### [To be done]
Return all lines where the word "index" can be found.

+ + +

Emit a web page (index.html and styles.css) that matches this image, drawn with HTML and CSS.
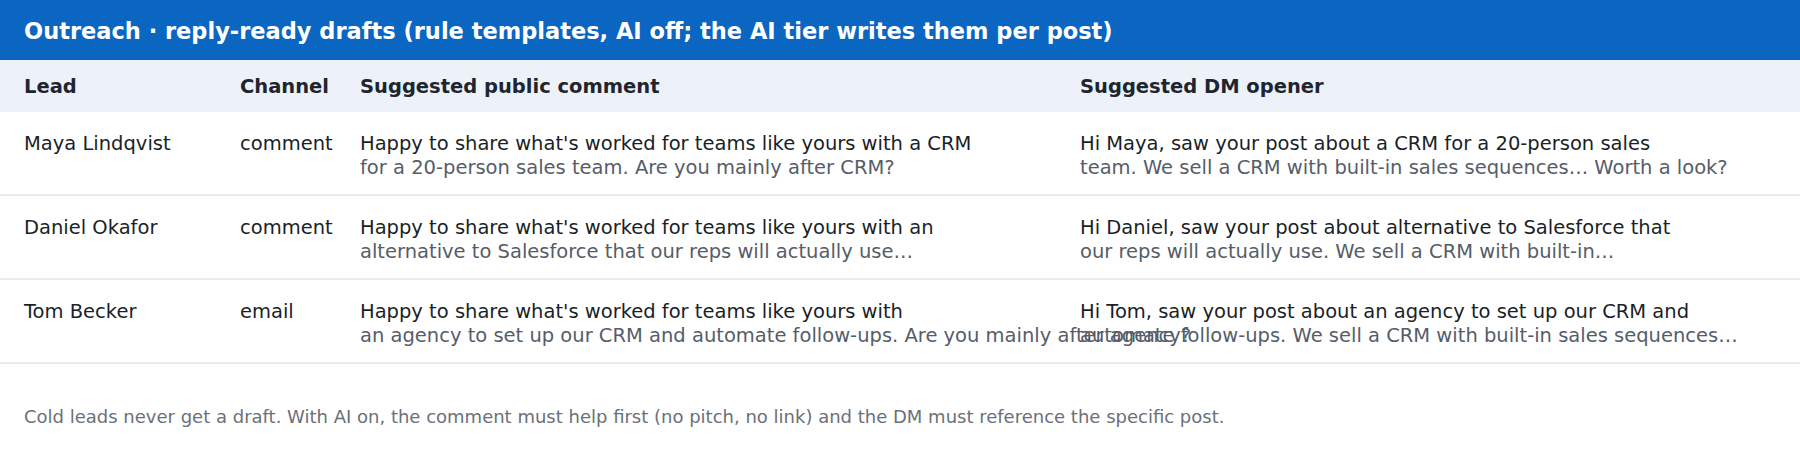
FILE: index.html
```html
<!DOCTYPE html>
<html lang="en">
<head>
<meta charset="utf-8">
<title>Outreach drafts</title>
<link rel="stylesheet" href="styles.css">
</head>
<body>
<section class="panel">
  <header class="panel-title">Outreach · reply-ready drafts (rule templates, AI off; the AI tier writes them per post)</header>
  <table class="drafts">
    <colgroup>
      <col class="c-lead">
      <col class="c-channel">
      <col class="c-comment">
      <col class="c-dm">
    </colgroup>
    <thead>
      <tr>
        <th>Lead</th>
        <th>Channel</th>
        <th>Suggested public comment</th>
        <th>Suggested DM opener</th>
      </tr>
    </thead>
    <tbody>
      <tr>
        <td>Maya Lindqvist</td>
        <td>comment</td>
        <td><span class="l1">Happy to share what's worked for teams like yours with a CRM</span><span class="l2">for a 20-person sales team. Are you mainly after CRM?</span></td>
        <td><span class="l1">Hi Maya, saw your post about a CRM for a 20-person sales</span><span class="l2">team. We sell a CRM with built-in sales sequences… Worth a look?</span></td>
      </tr>
      <tr>
        <td>Daniel Okafor</td>
        <td>comment</td>
        <td><span class="l1">Happy to share what's worked for teams like yours with an</span><span class="l2">alternative to Salesforce that our reps will actually use…</span></td>
        <td><span class="l1">Hi Daniel, saw your post about alternative to Salesforce that</span><span class="l2">our reps will actually use. We sell a CRM with built-in…</span></td>
      </tr>
      <tr>
        <td>Tom Becker</td>
        <td>email</td>
        <td><span class="l1">Happy to share what's worked for teams like yours with</span><span class="l2">an agency to set up our CRM and automate follow-ups. Are you mainly after agency?</span></td>
        <td><span class="l1">Hi Tom, saw your post about an agency to set up our CRM and</span><span class="l2">automate follow-ups. We sell a CRM with built-in sales sequences…</span></td>
      </tr>
    </tbody>
  </table>
  <p class="note">Cold leads never get a draft. With AI on, the comment must help first (no pitch, no link) and the DM must reference the specific post.</p>
</section>
</body>
</html>
```

FILE: styles.css
```css
html, body {
  margin: 0;
  padding: 0;
  background: #ffffff;
}

body {
  font-family: "DejaVu Sans", "Liberation Sans", sans-serif;
  color: #1b1f27;
}

.panel {
  width: 1800px;
}

.panel-title {
  background: #0b66c2;
  color: #ffffff;
  font-weight: bold;
  font-size: 22.5px;
  line-height: 28px;
  height: 60px;
  box-sizing: border-box;
  padding: 17px 24px 15px;
}

.drafts {
  width: 1800px;
  border-collapse: collapse;
  table-layout: fixed;
}

.c-lead { width: 216px; }
.c-channel { width: 120px; }
.c-comment { width: 720px; }
.c-dm { width: 744px; }

.drafts th {
  background: #edf2f9;
  color: #1f2530;
  font-weight: bold;
  font-size: 19.5px;
  line-height: 23.5px;
  text-align: left;
  padding: 15px 0 13.5px 24px;
  white-space: nowrap;
}

.drafts td {
  font-size: 19.5px;
  line-height: 23.5px;
  color: #1b1f27;
  vertical-align: top;
  padding: 20px 0 15px 24px;
  border-bottom: 2px solid #eaecef;
  white-space: nowrap;
}

.l1,
.l2 {
  display: block;
}

.l2 {
  color: #565d69;
}

.note {
  margin: 0;
  padding: 41px 24px 0;
  font-size: 18px;
  line-height: 23px;
  color: #6b7079;
}
```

+ + +

### [Response for this exercise]
Emit a web page (index.html and styles.css) that matches this image, drawn with HTML and CSS.
FILE: index.html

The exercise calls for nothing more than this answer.